Choosing the right security systems integrator — and understanding what separates a qualified one from a vendor who just installs boxes — is one of the most important decisions a commercial facility manager makes. This guide breaks down what integrators do, what the full-service process looks like, and what to look for when you’re evaluating partners.

What Is a Security Systems Integrator?

A security systems integrator is a company that designs, installs, and manages comprehensive physical security systems for commercial and institutional facilities. The key distinction from a standard security vendor is scope: integrators take responsibility for the entire system — not just individual components — and ensure that hardware, software, and network infrastructure work together as a unified solution.

At a basic level, some integrators install pre-configured “off-the-shelf” systems. At a higher level — and this is what serious commercial facilities need — a qualified integrator follows a full lifecycle approach:

  1. Security assessment: A thorough evaluation of your facility’s vulnerabilities, risks, and operational requirements before any equipment is specified
  2. System design: A holistic security architecture that addresses the identified risks — not a standard package, but a plan built for your specific building, workflows, and threat profile
  3. Installation and implementation: Professional installation of hardware, software, network infrastructure, and cabling — with attention to placement, coverage, and integration between systems
  4. Testing and commissioning: Verification that every component performs as specified and that system integrations — access control triggering cameras, alarms triggering notifications — function correctly
  5. Training: Ensuring your team knows how to operate the system, respond to alerts, and use the management software effectively
  6. Ongoing maintenance and support: Regular maintenance, firmware updates, and responsive support to keep the system performing over time

An integrator who delivers only some of these steps is leaving gaps.
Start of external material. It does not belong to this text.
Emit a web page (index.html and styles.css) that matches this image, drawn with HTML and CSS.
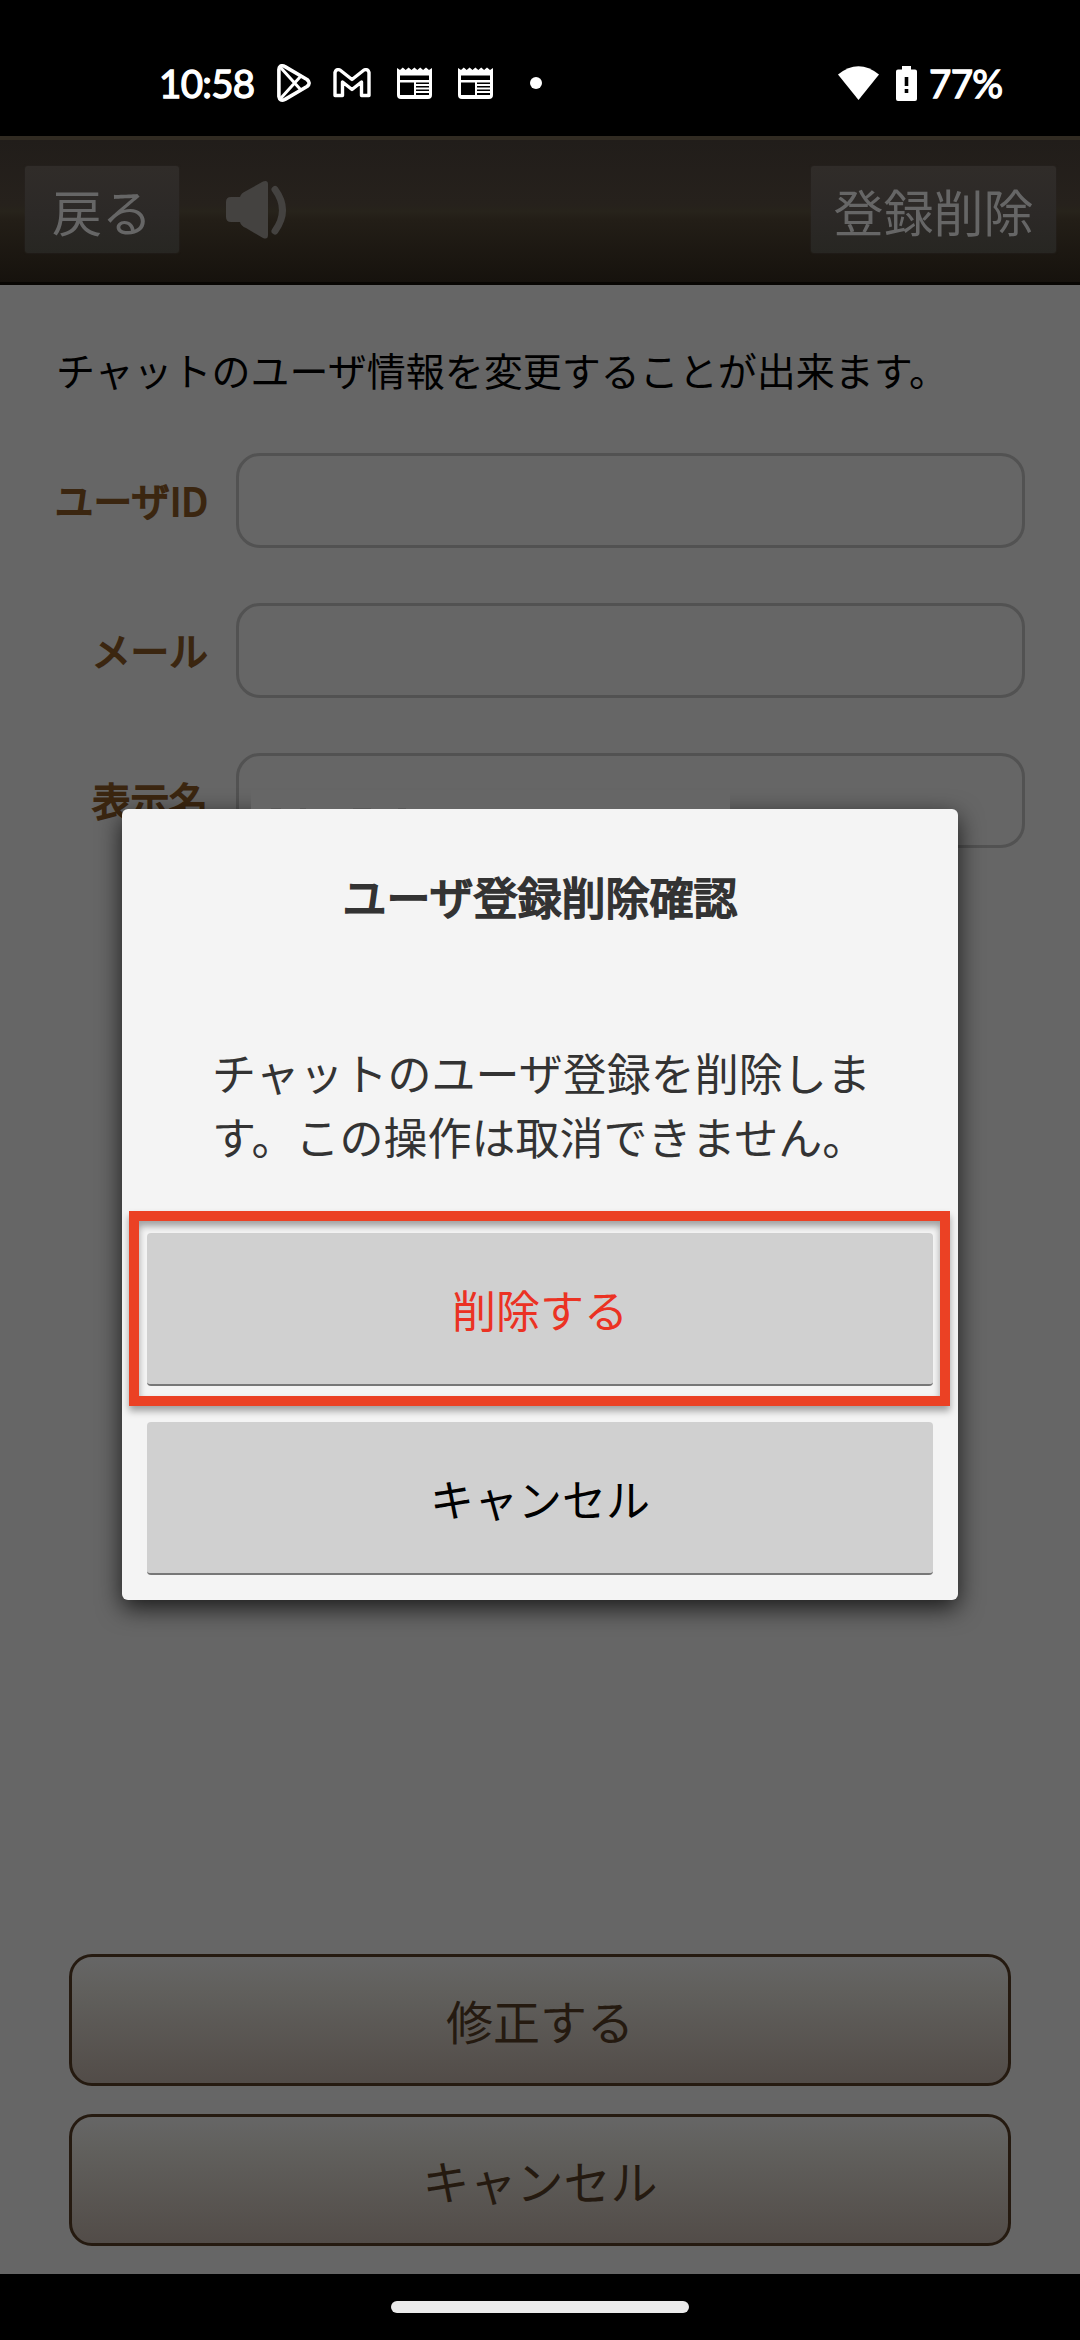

A system that was well-designed but poorly installed fails. A system that was correctly installed but never properly tested may have integration failures that only surface during an actual incident.

What Security Systems Integrators Actually Install and Manage

A full-service commercial security systems integrator typically works across multiple interconnected systems:

Commercial Security Camera Systems

Camera placement, specification, and configuration is more complex than it appears. An integrator determines the right camera types for each location — fixed dome for lobbies, PTZ for large open areas, license plate recognition cameras at vehicle entrances — and configures them for optimal coverage, resolution, retention, and integration with the video management platform. See our commercial security camera systems for more on what a properly designed camera network looks like.

Access Control Systems

Electronic access control systems manage who can enter which areas and when — using key cards, mobile credentials, or biometrics. An integrator configures role-based permissions, sets up audit logs, integrates with HR systems for automatic deprovisioning, and ensures the system communicates with cameras and alarms so a forced door triggers a coordinated response rather than just a beep nobody hears.

Intrusion Detection and Alarm Systems

Monitored commercial alarm systems cover perimeter points of entry, interior motion zones, and environmental threats. A qualified integrator places sensors strategically, minimizes false alarm rates, configures appropriate response protocols, and integrates alarms with cameras and notification systems for a coordinated response.

Emergency Mass Notification

Emergency mass notification systems deliver critical alerts across multiple channels — PA announcements, text messages, digital signage, and mobile alerts — simultaneously. An integrator ensures these systems are configured for your specific facility layout and emergency scenarios, and that they integrate with access control and detection systems to enable automated response sequences.

Visitor Management

Commercial visitor management systems replace paper sign-in sheets with digital check-in, credential verification, and temporary access provisioning. Integrated with access control, visitor credentials are automatically scoped to specific areas and expire at the end of the visit — without manual intervention.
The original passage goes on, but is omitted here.